GIVEN REQUEST - Read the lines that follow and pick out every one containing the word "code".
☆ ☆ ☆ ☆ ☆
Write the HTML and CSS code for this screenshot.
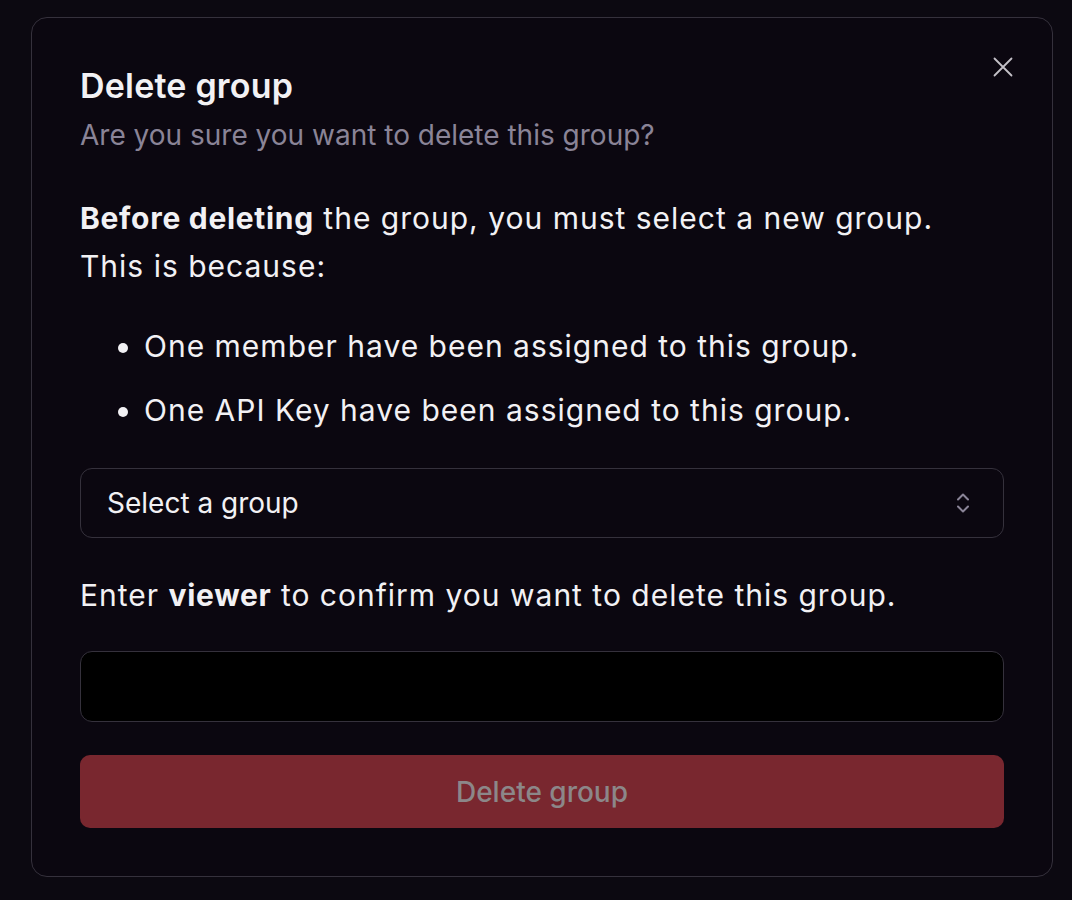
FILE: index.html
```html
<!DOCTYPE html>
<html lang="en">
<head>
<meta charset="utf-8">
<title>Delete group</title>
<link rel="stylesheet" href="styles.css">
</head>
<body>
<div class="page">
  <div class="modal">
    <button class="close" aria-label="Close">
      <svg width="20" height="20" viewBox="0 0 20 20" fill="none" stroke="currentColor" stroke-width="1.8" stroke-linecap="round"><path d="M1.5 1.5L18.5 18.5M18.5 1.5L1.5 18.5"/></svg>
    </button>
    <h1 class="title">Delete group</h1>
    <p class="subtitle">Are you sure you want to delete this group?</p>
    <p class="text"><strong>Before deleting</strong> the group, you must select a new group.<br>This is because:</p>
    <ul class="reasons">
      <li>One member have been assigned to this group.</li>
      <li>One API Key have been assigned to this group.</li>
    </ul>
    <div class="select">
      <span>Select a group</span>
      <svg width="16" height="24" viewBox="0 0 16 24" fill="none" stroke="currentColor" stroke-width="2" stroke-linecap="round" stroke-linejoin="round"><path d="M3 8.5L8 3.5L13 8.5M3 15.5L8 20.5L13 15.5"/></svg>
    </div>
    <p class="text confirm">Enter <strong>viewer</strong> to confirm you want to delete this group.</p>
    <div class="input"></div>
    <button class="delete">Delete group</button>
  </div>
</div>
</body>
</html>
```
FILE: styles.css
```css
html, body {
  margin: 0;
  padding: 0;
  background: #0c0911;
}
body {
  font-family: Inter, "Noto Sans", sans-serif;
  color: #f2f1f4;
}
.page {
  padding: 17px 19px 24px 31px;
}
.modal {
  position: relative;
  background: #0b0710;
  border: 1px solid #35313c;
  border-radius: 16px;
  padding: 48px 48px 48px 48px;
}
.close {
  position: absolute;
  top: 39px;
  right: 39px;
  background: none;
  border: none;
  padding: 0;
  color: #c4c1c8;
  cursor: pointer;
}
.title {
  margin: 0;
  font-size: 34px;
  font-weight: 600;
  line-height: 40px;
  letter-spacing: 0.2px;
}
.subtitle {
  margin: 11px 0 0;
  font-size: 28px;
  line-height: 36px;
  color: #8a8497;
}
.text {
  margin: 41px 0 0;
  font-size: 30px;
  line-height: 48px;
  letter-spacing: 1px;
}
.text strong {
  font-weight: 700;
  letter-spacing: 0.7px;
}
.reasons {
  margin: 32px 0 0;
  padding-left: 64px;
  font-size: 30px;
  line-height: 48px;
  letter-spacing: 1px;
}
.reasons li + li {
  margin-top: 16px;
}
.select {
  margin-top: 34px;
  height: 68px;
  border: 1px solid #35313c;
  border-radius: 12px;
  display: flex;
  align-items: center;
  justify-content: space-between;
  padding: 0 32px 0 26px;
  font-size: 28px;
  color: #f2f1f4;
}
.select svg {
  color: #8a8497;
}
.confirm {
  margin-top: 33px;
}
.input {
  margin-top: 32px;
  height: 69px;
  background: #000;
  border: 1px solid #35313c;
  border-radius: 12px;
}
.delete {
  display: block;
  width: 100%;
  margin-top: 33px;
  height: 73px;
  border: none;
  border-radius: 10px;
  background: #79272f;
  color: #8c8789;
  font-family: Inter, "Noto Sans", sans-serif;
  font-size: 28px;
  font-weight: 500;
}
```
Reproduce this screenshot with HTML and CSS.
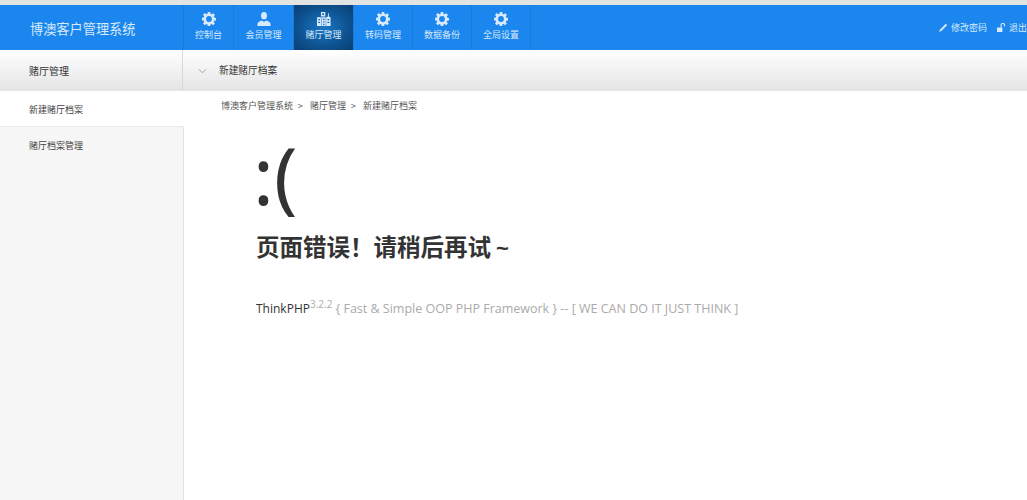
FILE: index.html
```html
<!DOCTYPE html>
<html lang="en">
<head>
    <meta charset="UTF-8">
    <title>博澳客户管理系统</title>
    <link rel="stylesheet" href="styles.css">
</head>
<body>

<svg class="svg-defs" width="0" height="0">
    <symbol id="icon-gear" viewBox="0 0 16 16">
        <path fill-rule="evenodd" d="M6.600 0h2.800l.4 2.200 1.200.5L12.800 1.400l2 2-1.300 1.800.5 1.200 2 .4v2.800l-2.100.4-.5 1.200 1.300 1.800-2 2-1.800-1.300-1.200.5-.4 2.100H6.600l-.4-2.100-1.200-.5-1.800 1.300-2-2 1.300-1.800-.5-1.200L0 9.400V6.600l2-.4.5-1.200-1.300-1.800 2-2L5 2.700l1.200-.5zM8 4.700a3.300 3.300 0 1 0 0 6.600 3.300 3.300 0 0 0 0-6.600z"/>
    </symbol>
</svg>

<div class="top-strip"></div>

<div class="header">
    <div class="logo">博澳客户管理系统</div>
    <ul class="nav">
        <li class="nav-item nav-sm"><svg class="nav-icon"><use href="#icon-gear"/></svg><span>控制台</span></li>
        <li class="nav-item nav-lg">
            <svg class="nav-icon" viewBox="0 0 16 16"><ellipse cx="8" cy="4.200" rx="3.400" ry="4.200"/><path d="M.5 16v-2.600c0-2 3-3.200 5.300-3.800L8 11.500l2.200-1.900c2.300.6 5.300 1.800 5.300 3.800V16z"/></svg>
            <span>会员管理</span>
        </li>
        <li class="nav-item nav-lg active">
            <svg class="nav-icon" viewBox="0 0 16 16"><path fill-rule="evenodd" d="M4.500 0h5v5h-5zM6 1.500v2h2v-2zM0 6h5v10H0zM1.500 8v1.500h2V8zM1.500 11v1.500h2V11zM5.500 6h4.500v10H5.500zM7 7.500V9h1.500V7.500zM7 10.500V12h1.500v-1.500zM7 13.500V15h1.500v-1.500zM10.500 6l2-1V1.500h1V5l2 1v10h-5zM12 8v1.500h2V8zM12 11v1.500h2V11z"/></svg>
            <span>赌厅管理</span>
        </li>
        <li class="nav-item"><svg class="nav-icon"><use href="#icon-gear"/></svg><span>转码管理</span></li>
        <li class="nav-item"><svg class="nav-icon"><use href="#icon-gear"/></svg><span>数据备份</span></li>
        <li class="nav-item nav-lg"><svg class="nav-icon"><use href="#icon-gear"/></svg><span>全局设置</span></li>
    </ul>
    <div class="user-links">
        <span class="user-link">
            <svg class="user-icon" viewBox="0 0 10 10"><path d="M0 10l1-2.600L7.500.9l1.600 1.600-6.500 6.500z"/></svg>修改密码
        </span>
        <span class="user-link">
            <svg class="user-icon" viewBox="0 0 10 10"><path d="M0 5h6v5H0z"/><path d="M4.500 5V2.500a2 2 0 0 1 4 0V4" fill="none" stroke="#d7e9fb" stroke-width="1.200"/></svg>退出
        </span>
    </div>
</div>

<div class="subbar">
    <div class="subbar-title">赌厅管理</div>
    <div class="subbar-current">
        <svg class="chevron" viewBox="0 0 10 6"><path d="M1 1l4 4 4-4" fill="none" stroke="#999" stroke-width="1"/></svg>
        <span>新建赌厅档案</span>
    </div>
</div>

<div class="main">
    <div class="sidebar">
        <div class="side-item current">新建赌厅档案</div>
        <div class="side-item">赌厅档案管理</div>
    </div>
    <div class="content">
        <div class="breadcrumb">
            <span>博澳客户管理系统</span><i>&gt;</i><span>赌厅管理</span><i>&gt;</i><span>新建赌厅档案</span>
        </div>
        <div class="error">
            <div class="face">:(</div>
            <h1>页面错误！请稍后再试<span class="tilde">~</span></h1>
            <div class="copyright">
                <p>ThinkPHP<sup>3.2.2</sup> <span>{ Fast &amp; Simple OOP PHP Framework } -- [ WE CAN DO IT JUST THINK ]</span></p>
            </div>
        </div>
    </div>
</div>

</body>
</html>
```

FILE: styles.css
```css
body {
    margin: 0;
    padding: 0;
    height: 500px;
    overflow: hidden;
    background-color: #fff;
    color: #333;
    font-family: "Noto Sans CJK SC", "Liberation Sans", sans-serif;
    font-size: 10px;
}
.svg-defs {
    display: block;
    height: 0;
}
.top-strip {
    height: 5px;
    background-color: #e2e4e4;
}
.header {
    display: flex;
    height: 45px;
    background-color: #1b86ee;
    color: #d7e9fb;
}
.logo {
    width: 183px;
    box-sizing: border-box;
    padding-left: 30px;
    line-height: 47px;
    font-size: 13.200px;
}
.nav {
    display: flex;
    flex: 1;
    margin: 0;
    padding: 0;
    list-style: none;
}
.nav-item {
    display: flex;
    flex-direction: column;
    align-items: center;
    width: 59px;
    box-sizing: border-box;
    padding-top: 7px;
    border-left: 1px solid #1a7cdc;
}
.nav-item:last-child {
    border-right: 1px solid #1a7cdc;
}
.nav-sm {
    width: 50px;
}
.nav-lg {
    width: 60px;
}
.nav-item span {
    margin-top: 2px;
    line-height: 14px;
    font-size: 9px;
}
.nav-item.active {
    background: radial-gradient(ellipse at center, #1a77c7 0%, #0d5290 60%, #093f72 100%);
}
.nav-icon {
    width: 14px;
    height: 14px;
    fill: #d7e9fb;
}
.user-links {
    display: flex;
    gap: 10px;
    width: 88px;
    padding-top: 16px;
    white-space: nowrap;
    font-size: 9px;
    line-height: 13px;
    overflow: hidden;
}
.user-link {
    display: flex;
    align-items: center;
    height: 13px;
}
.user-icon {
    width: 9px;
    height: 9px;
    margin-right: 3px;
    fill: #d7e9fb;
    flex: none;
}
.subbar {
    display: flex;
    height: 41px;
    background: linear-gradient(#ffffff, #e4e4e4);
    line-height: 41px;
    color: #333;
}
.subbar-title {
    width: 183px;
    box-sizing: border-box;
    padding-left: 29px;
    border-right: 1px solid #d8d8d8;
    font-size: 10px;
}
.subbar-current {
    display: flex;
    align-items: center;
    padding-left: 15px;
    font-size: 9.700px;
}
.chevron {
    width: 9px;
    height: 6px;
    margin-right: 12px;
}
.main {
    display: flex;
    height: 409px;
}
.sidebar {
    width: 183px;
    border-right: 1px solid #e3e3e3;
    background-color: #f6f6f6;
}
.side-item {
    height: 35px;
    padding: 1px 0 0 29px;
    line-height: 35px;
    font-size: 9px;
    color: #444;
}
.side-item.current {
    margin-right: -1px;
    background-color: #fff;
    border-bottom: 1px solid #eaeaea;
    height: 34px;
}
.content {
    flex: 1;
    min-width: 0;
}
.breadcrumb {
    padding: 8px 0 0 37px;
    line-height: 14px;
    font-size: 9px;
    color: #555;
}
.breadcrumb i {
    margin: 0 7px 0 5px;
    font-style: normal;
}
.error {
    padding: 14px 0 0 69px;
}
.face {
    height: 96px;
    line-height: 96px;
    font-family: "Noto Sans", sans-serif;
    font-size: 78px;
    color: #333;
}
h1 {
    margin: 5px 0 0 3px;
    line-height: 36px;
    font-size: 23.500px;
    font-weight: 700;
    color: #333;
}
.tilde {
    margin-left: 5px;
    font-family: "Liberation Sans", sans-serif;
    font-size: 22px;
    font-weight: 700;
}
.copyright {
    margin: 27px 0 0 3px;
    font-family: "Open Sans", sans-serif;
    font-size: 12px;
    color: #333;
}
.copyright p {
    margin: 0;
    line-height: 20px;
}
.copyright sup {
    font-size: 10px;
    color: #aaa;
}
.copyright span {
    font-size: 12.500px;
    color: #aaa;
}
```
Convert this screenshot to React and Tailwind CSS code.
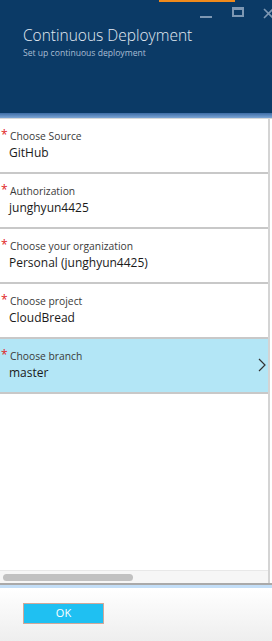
☆ ☆ ☆ ☆ ☆
WRITTEN RESPONSE -
Write the HTML and CSS code for this screenshot.
Convert this screenshot to React and Tailwind CSS code.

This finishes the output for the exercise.